Быть может, во всей нашей иконописи нет более яркого олицетворения аскетической идеи, нежели лик Иоанна Крестителя. А между тем именно с именем этого святого связан один из самых жизнерадостных памятников нашей религиозной архитектуры -- храм св. Иоанна Предтечи в Ярославле. И именно здесь всего легче проследить, как скорбь и радость соединяются в одно храмовое и органическое целое.

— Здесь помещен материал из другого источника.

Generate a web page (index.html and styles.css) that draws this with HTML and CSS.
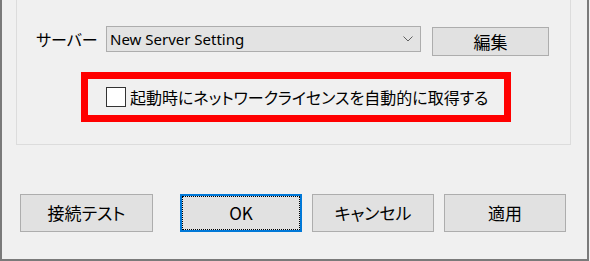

Соединение этих двух мотивов выражается в самом иконописном изображении святого, о чем мне пришлось уже вскользь говорить в другом месте. С одной стороны, как Предтеча Христов, он олицетворяет собою идею отречения от мира: он готовит людей к восприятию нового смысла жизни проповедью покаяния, поста и всяческого воздержания; эта мысль передается в его изображении его изможденным ликом с неестественно истонченными руками и ногами. С другой стороны, именно в этом изнурении плоти он находит в себе силу для радостного духовного подъема: в иконе это выражается могучими, прекрасными крыльями. И именно этот подъем к высшей радости изображается всей архитектурой храма, его пестрыми изразцами, красочными узорами его причудливых орнаментов с фантастическими прекрасными цветами. Цветы эти обвивают наружные колонны здания и уносятся кверху к его горящим золотым чешуйчатым луковицам. То же сочетание аскетизма и невероятной, нездешней радуги красок мы находим и в московском храме Василия Блаженного. Это -- в сущности та же мысль о блаженстве, которое вырастает из страданий, о новой храмовой архитектуре вселенной, которая, возносясь над скорбью людской, все уносит кверху, вьется к куполам, а по пути расцветает райскою растительностью.